There's a specific type of rollup with a unique design that deserves its own analysis: Based Rollups. Many in the Ethereum community, including Justin Drake, see them as the maximally credible neutral solution for L2s, potentially addressing the sequencer centralization challenge I was just describing. These rollups leverage Ethereum's existing transaction supply chain for sequencing and proposing L2 blocks. L1 block builders take on the role of what current L2 sequencers do, ordering L2 transactions and submitting blocks (along with proofs, if applicable) to update the rollup's state on the L1 smart contract.  The exact implementation of the transaction supply chain, including the presence of a public or private mempool, varies across Based Rollup construction. Taiko, the first Based Rollup, will launch with a public mempool similar to Ethereum's. This simplifies the launch process, but reintroduces MEV risks. When you send a transaction on Taiko, it goes to a Taiko node for verification and then is broadcasted to other Taiko nodes, creating a public mempool that L1 builders can query. Long-term, I believe Based Rollups will evolve away from public mempools to further mitigate MEV. They might adopt private RPC approaches, implement OFAs, or utilize systems like Flashbots SUAVE, which offers a form of encrypted mempool that significantly differs from the fully transparent public model.

If you stopped reading here you might think the public mempool is as good as dead due to MEV risks.

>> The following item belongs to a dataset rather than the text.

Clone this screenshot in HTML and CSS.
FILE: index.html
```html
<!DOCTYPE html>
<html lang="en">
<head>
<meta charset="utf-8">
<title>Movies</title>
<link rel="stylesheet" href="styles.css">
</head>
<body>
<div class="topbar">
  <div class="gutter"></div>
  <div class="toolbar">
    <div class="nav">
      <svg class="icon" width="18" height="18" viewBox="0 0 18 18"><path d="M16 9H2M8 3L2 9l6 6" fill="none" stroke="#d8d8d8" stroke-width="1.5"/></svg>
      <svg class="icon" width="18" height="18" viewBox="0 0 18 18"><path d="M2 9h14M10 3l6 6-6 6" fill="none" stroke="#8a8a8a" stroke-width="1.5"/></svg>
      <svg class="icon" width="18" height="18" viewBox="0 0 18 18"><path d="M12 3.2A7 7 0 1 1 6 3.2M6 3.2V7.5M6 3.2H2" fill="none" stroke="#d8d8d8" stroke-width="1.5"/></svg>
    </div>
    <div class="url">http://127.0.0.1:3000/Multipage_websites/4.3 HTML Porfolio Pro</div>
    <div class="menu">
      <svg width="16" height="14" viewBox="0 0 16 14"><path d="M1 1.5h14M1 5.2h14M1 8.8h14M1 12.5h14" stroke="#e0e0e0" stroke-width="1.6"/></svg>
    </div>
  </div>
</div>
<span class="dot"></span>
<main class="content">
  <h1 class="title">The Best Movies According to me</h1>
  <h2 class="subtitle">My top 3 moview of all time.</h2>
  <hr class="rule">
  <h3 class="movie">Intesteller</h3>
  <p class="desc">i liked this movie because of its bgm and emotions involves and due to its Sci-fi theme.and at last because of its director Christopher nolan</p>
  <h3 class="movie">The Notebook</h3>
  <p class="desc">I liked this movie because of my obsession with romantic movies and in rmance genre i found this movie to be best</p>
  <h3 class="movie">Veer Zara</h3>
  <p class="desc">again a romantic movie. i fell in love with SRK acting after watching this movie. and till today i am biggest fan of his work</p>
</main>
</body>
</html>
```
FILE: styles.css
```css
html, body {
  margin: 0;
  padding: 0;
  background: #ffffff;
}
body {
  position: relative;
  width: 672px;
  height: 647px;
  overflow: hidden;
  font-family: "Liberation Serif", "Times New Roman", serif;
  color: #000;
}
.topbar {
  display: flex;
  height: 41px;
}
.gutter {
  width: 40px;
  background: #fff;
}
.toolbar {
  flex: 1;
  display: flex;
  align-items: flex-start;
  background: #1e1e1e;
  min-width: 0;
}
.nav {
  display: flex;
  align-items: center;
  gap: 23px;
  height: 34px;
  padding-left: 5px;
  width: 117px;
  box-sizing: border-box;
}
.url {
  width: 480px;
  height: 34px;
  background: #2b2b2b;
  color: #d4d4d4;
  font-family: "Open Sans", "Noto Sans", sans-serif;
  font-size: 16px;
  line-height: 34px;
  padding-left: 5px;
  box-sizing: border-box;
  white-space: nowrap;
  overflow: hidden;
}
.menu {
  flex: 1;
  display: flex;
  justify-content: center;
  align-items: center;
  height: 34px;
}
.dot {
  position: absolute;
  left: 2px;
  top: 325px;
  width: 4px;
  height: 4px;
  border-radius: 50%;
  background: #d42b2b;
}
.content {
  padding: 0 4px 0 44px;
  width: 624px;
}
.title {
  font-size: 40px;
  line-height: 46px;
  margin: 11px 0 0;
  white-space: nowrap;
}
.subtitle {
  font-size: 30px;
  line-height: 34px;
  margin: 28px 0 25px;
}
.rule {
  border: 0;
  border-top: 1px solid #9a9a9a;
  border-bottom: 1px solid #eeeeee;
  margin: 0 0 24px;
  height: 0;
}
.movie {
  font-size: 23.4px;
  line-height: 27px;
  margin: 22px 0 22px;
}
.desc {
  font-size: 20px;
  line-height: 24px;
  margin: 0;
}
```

Well, the public mempool's role will actually evolve, serving a specific, less frequent, but vital purpose: maximizing censorship resistance. For the absolute highest guarantee of transaction inclusion using the public mempool is the best option. Transactions sent via private RPCs bypass the public mempool entirely, meaning validators who don't run MEV-Boost and outsource block building will never see them. While this is currently a minority (around 10% of validators), these validators do not censor at all and simply include the transactions that pay the highest gas price in a block. 

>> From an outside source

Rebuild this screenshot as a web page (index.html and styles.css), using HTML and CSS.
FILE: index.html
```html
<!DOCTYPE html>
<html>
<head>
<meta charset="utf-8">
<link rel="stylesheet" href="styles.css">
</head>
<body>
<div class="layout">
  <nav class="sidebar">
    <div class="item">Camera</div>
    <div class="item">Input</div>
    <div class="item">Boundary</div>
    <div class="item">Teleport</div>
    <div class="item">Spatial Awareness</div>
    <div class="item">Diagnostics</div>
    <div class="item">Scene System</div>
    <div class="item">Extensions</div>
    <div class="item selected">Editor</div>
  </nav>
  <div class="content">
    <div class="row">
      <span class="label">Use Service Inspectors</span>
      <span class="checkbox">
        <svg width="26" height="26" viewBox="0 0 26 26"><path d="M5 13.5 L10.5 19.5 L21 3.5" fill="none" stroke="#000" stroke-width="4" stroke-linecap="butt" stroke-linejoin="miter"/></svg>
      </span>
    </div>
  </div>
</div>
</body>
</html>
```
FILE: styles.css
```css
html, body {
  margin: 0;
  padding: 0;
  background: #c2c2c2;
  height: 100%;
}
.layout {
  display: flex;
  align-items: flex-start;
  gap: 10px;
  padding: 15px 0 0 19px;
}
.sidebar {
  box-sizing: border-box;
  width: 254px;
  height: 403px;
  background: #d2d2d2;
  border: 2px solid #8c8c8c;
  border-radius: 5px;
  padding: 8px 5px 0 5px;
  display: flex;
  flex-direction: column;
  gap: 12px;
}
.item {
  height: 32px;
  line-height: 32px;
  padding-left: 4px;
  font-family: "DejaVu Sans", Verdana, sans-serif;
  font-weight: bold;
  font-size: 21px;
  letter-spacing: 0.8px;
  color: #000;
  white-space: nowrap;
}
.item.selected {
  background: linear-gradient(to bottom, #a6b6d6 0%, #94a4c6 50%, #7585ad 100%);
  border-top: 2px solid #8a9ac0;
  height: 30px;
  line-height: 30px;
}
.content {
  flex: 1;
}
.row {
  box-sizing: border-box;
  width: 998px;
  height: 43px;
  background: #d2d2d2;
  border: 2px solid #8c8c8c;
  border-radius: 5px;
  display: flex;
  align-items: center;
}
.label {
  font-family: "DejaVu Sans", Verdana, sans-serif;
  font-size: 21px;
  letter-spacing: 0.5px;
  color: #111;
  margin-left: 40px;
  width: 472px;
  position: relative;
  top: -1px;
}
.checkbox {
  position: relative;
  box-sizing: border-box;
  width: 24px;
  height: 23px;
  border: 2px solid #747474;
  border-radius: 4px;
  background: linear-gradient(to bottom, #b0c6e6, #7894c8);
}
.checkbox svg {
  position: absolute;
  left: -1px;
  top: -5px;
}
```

Currently, a majority of relays (entities that pass blocks and bids from builders to validators) engage in censorship, refusing to forward blocks containing transactions from OFAC sanctioned addresses. If you want to send a transaction from one of those addresses and use a private RPC to avoid the public mempool, validators who don't run MEV-Boost won't see it. In this scenario, you'll rely on a non-censoring relay winning the proposed block, potentially leading to a longer wait time. While a non-censoring relay will likely include your transaction eventually, submitting it to the public mempool would generally lead to faster inclusion as it's visible to validators who don’t run MEV-Boost in addition to all the builders. Additionally, there's the risk of relays that currently don’t censor also adopting censorship. Ultimately, the public mempool remains the strongest tool for maximizing censorship resistance. If you're sending a transaction from an address that faces potential censorship, accepting the negative effects of MEV might be a necessary trade-off to ensure timely inclusion, or in the worst case, inclusion at all.

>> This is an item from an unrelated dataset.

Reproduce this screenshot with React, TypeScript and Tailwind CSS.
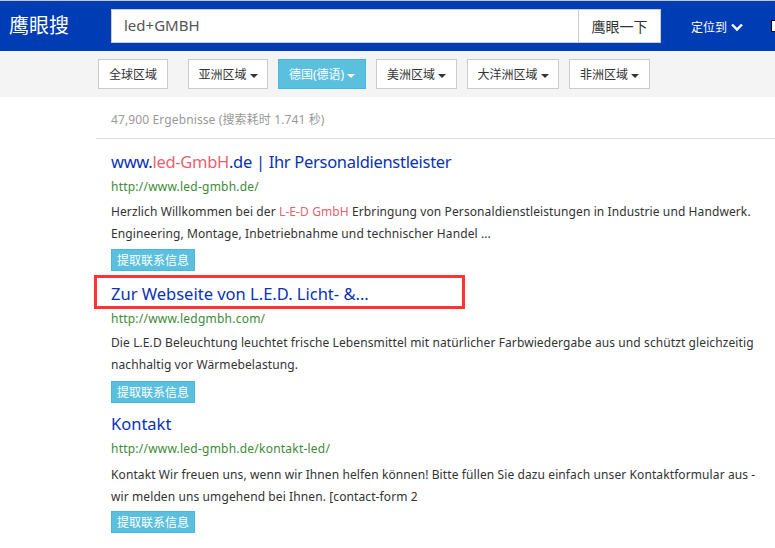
const font = "font-['Noto_Sans','Noto_Sans_CJK_SC',sans-serif]";

const regions = [
  { name: "全球区域", w: "w-[70px] mr-[10px]", caret: false },
  { name: "亚洲区域", w: "w-[80px]", caret: true },
  { name: "德国(德语)", w: "w-[88px]", caret: true, active: true },
  { name: "美洲区域", w: "w-[81px]", caret: true },
  { name: "大洋洲区域", w: "w-[92px]", caret: true },
  { name: "非洲区域", w: "w-[81px]", caret: true },
];

function Extract({ top }: { top: string }) {
  return (
    <div className={`flex h-[22px] w-[84px] items-center justify-center border border-[#46b8da] bg-[#5bc0de] pt-[2px] text-[12px] text-white ${top}`}>
      提取联系信息
    </div>
  );
}

export default function App() {
  return (
    <div className={`relative h-[548px] w-[775px] overflow-hidden bg-white ${font}`}>
      <div className="h-px bg-[#c8c8c8]" />
      {/* header */}
      <div className="flex h-[50px] items-center bg-[#003cb4] pb-px">
        <div className="w-[111px] shrink-0 pl-[9px] text-[20px] leading-none text-white">鹰眼搜</div>
        <div className="flex h-[34px] w-[550px] shrink-0 border border-[#cccccc] bg-white">
          <div className="flex-1 pl-[12px] text-[15px] leading-[31px] text-[#555555]">led+GMBH</div>
          <div className="w-[82px] border-l border-[#cccccc] pt-px text-center text-[14px] leading-[32px] text-[#333333]">鹰眼一下</div>
        </div>
        <div className="ml-[30px] mt-[4px] flex shrink-0 items-center gap-[4px] text-[12px] text-white">
          定位到
          <svg width="12" height="9" viewBox="0 0 12 9" fill="none" stroke="white" strokeWidth="2.4">
            <path d="M1 1.5l5 5 5-5" />
          </svg>
        </div>
        <div className="ml-[28px] h-[12px] w-[12px] shrink-0 border border-black bg-white" />
      </div>
      {/* region filters */}
      <div className="flex h-[46px] items-center gap-[10px] bg-[#f4f4f4] pb-[1px] pl-[98px]">
        {regions.map((r) => (
          <div
            key={r.name}
            className={`flex h-[30px] items-center justify-center gap-[3px] border pt-[3px] text-[12px] ${r.w} ${
              r.active ? "border-[#46b8da] bg-[#5bc0de] text-white" : "border-[#cccccc] bg-white text-[#333333]"
            }`}
          >
            {r.name}
            {r.caret && (
              <span className={`mt-[2px] h-0 w-0 border-x-[4px] border-t-[4px] border-x-transparent ${r.active ? "border-t-white" : "border-t-[#333333]"}`} />
            )}
          </div>
        ))}
      </div>
      {/* results */}
      <div className="ml-[96px] h-[42px] border-b border-[#dddddd] pl-[15px] pt-[14px] text-[12px] leading-[17px] tracking-[0.12px] text-[#999999]">
        47,900 Ergebnisse (搜索耗时 1.741 秒)
      </div>
      <div className="pl-[111px] pr-[15px] pt-[11px]">
        <div className="text-[16.5px] leading-[24px] tracking-[-0.3px] text-[#0a32b4]">
          www.<span className="text-[#e5636f]">led-GmbH</span>.de | Ihr Personaldienstleister
        </div>
        <div className="mt-[4px] text-[12px] leading-[18px] tracking-[0.22px] text-[#3d8b37]">http://www.led-gmbh.de/</div>
        <div className="mt-[5px] text-[12px] leading-[22px] tracking-[0.1px] text-[#333333]">
          Herzlich Willkommen bei der <span className="text-[#e5636f]">L-E-D GmbH</span> Erbringung von Personaldienstleistungen in Industrie und Handwerk. Engineering, Montage, Inbetriebnahme und technischer Handel ...
        </div>
        <Extract top="mt-[4px]" />

        <div className="mt-[11px] text-[16.5px] leading-[24px] text-[#0a32b4]">Zur Webseite von L.E.D. Licht- &amp;...</div>
        <div className="mt-[4px] text-[12px] leading-[18px] tracking-[0.22px] text-[#3d8b37]">http://www.ledgmbh.com/</div>
        <div className="mt-[4px] text-[12px] leading-[22px] tracking-[0.1px] text-[#333333]">
          Die L.E.D Beleuchtung leuchtet frische Lebensmittel mit natürlicher Farbwiedergabe aus und schützt gleichzeitig nachhaltig vor Wärmebelastung.
        </div>
        <Extract top="mt-[5px]" />

        <div className="mt-[9px] text-[16.5px] leading-[24px] text-[#0a32b4]">Kontakt</div>
        <div className="mt-[4px] text-[12px] leading-[18px] tracking-[0.22px] text-[#3d8b37]">http://www.led-gmbh.de/kontakt-led/</div>
        <div className="mt-[6px] text-[12px] leading-[22px] tracking-[0.1px] text-[#333333]">
          Kontakt Wir freuen uns, wenn wir Ihnen helfen können! Bitte füllen Sie dazu einfach unser Kontaktformular aus - wir melden uns umgehend bei Ihnen. [contact-form 2
        </div>
        <Extract top="mt-[3px]" />
      </div>
      {/* annotation box drawn over the screenshot */}
      <div className="absolute left-[94px] top-[275px] h-[34px] w-[371px] border-[3px] border-[#ff3333]" />
    </div>
  );
}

Ethereum's future upgrades might significantly impact public mempool usage. One exciting proposal gaining traction is inclusion lists, this upgrade might be included in the upcoming Pectra hard fork. This aims to strengthen censorship resistance by giving MEV-Boost running validators more control over transaction selection. Essentially, blocks would include a new "inclusion list" specifying transactions that must be included in the next block. If the next block doesn't contain all the transactions in the inclusion list then the block is invalid. This enforces a certain level of compliance among validators. The transactions on these lists would come from the public mempool, potentially solidifying its role as a censorship resistance tool.

It's important to note that Ethereum client implementations could offer customizable options for censorship. Certain clients may allow users to configure filtering mechanisms to prevent certain transactions from being included in inclusion lists. Despite this potential for optional client-level censorship, the very existence of inclusion lists forces builders to respect them. Validators defying inclusion lists risk having their blocks rejected, leading to missed rewards. This economic incentive, along with the likely large presence of non-censoring clients, helps mitigate censorship, uphold resistance principles, and strengthen the public mempool's role as a place for transactions needing maximum censorship resistance.

Another potential change to Ethereum's transaction flow is the Execution Tickets upgrade. This upgrade offers various benefits like smoother validator rewards, improved trustlessness for liquid staking protocols, L1 preconfirmations for Based Rollups, an easy to implement MEV burn, and more. However, our main concern is how it affects the public mempool. Execution Tickets change the system by removing validators ability to build blocks locally. It introduces an inprotocol lottery system that does two things: it sells "tickets" granting holders a chance to propose the transaction list for a block, and it randomly selects winning tickets. Holders of winning tickets can propose a block and their ticket is consumed. This change eliminates the previous advantage of the public mempool where a non-MEV-Boost validator could locally build and propose blocks in a credibly neutral way. However, Execution Tickets will still work with inclusion lists. Validators will still publish their inclusion lists, and the following execution ticket winner must include those transactions or their block is invalid. Therefore, the public mempool retains its value as a censorship resistance tool. If a transaction is in the public mempool it’s likely to be included in an inclusion list, guaranteeing its inclusion in a future valid block.

Regardless of the future of Ethereum, whether users are on L1 or L2, which upgrades are included, or continued reliance on existing infrastructure, one trend is certain: MEV-optimized applications and private transactions will continue to rise. Users will increasingly seek out DEX aggregators, and private RPCs / OFAs, either individually or combined, to minimize MEV's impact. These advancements and further innovations will empower users and come close to eradicating the negative consequences of MEV for the vast majority.

However, the public mempool won't disappear entirely. It will evolve from a universal gateway to a niche tool, crucial for a specific use case: guaranteed censorship resistance. A small portion of users, prioritizing the fastest possible onchain inclusion for their “transaction facing potential censorship” over MEV minimization, will continue to leverage the public mempool. Here, transactions are visible to everyone. This transparency comes at a cost in the form of potential MEV extraction, but it prioritizes the core principle of censorship resistance.